> [Exercise instructions]:
Please transcribe the listing below in full and word for word, without its pictures.

> [Information shown]:
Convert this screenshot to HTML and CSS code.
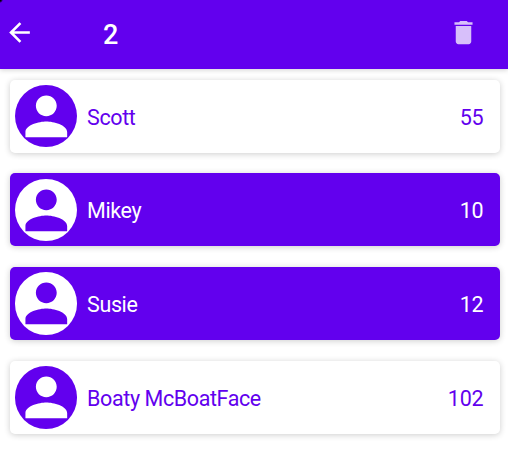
FILE: index.html
```html
<!DOCTYPE html>
<html lang="en">
<head>
<meta charset="utf-8">
<title>Contacts</title>
<link rel="stylesheet" href="styles.css">
</head>
<body>
<svg class="defs" width="0" height="0"><symbol id="person" viewBox="0 0 24 24"><path d="M12 12c2.21 0 4-1.79 4-4s-1.79-4-4-4-4 1.79-4 4 1.79 4 4 4zm0 2c-2.67 0-8 1.340-8 4v2h16v-2c0-2.660-5.330-4-8-4z"/></symbol></svg>
<header class="bar">
  <svg class="back" viewBox="0 0 24 24"><path d="M20 11H7.830l5.590-5.590L12 4l-8 8 8 8 1.410-1.410L7.830 13H20v-2z"/></svg>
  <h1 class="count">2</h1>
  <svg class="trash" viewBox="0 0 24 24"><path d="M6 19c0 1.100.9 2 2 2h8c1.100 0 2-.9 2-2V7H6v12zM19 4h-3.500l-1-1h-5l-1 1H5v2h14V4z"/></svg>
</header>
<main class="list">
  <div class="card"><span class="avatar"><svg><use href="#person"/></svg></span><span class="name">Scott</span><span class="value">55</span></div>
  <div class="card selected"><span class="avatar"><svg><use href="#person"/></svg></span><span class="name">Mikey</span><span class="value">10</span></div>
  <div class="card selected"><span class="avatar"><svg><use href="#person"/></svg></span><span class="name">Susie</span><span class="value">12</span></div>
  <div class="card"><span class="avatar"><svg><use href="#person"/></svg></span><span class="name">Boaty McBoatFace</span><span class="value">102</span></div>
</main>
</body>
</html>
```
FILE: styles.css
```css
* { box-sizing: border-box; }
body { margin: 0; min-height: 100vh; background: #fff; font-family: Roboto, sans-serif; }
.defs { display: block; }
.bar { height: 69px; background: radial-gradient(circle at 0 0, #000 1px, #6200ee 3px); color: #fff; display: flex; align-items: center; padding: 0 29.500px 4px 4px; box-shadow: 0 1px 5px rgba(0,0,0,.18); }
.bar svg { fill: #fff; flex: none; }
.back { width: 31px; height: 31px; }
.count { margin: 4px 0 0 68px; font-size: 27px; font-weight: 500; line-height: 30px; flex: 1; }
.trash { width: 31px; height: 31px; opacity: .75; }
.list { display: flex; flex-direction: column; gap: 20.750px; padding: 10.600px 8.500px 8px 9.500px; }
.card { height: 73px; border-radius: 5px; background: #fff; color: #6200ee; display: flex; align-items: center; padding: 0 16px 0 5px; font-size: 21.500px; box-shadow: 0 1px 6px rgba(0,0,0,.2); }
.avatar { width: 62.600px; height: 62.600px; border-radius: 50%; background: #6200ee; display: flex; align-items: center; justify-content: center; }
.avatar svg { width: 62.600px; height: 62.600px; fill: #fff; }
.name { flex: 1; margin-left: 10px; letter-spacing: -.4px; }
.name, .value { padding-top: 2px; }
.value { letter-spacing: -.2px; }
.selected { background: #6200ee; color: #fff; }
.selected .avatar { background: #fff; }
.selected .avatar svg { fill: #6200ee; }
```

> [Response to this task]:
Convert this screenshot to HTML and CSS code.
FILE: index.html
```html
<!DOCTYPE html>
<html lang="en">
<head>
<meta charset="utf-8">
<title>Contacts</title>
<link rel="stylesheet" href="styles.css">
</head>
<body>
<svg class="defs" width="0" height="0"><symbol id="person" viewBox="0 0 24 24"><path d="M12 12c2.21 0 4-1.79 4-4s-1.79-4-4-4-4 1.79-4 4 1.79 4 4 4zm0 2c-2.67 0-8 1.340-8 4v2h16v-2c0-2.660-5.330-4-8-4z"/></symbol></svg>
<header class="bar">
  <svg class="back" viewBox="0 0 24 24"><path d="M20 11H7.830l5.590-5.590L12 4l-8 8 8 8 1.410-1.410L7.830 13H20v-2z"/></svg>
  <h1 class="count">2</h1>
  <svg class="trash" viewBox="0 0 24 24"><path d="M6 19c0 1.100.9 2 2 2h8c1.100 0 2-.9 2-2V7H6v12zM19 4h-3.500l-1-1h-5l-1 1H5v2h14V4z"/></svg>
</header>
<main class="list">
  <div class="card"><span class="avatar"><svg><use href="#person"/></svg></span><span class="name">Scott</span><span class="value">55</span></div>
  <div class="card selected"><span class="avatar"><svg><use href="#person"/></svg></span><span class="name">Mikey</span><span class="value">10</span></div>
  <div class="card selected"><span class="avatar"><svg><use href="#person"/></svg></span><span class="name">Susie</span><span class="value">12</span></div>
  <div class="card"><span class="avatar"><svg><use href="#person"/></svg></span><span class="name">Boaty McBoatFace</span><span class="value">102</span></div>
</main>
</body>
</html>
```
FILE: styles.css
```css
* { box-sizing: border-box; }
body { margin: 0; min-height: 100vh; background: #fff; font-family: Roboto, sans-serif; }
.defs { display: block; }
.bar { height: 69px; background: radial-gradient(circle at 0 0, #000 1px, #6200ee 3px); color: #fff; display: flex; align-items: center; padding: 0 29.500px 4px 4px; box-shadow: 0 1px 5px rgba(0,0,0,.18); }
.bar svg { fill: #fff; flex: none; }
.back { width: 31px; height: 31px; }
.count { margin: 4px 0 0 68px; font-size: 27px; font-weight: 500; line-height: 30px; flex: 1; }
.trash { width: 31px; height: 31px; opacity: .75; }
.list { display: flex; flex-direction: column; gap: 20.750px; padding: 10.600px 8.500px 8px 9.500px; }
.card { height: 73px; border-radius: 5px; background: #fff; color: #6200ee; display: flex; align-items: center; padding: 0 16px 0 5px; font-size: 21.500px; box-shadow: 0 1px 6px rgba(0,0,0,.2); }
.avatar { width: 62.600px; height: 62.600px; border-radius: 50%; background: #6200ee; display: flex; align-items: center; justify-content: center; }
.avatar svg { width: 62.600px; height: 62.600px; fill: #fff; }
.name { flex: 1; margin-left: 10px; letter-spacing: -.4px; }
.name, .value { padding-top: 2px; }
.value { letter-spacing: -.2px; }
.selected { background: #6200ee; color: #fff; }
.selected .avatar { background: #fff; }
.selected .avatar svg { fill: #6200ee; }
```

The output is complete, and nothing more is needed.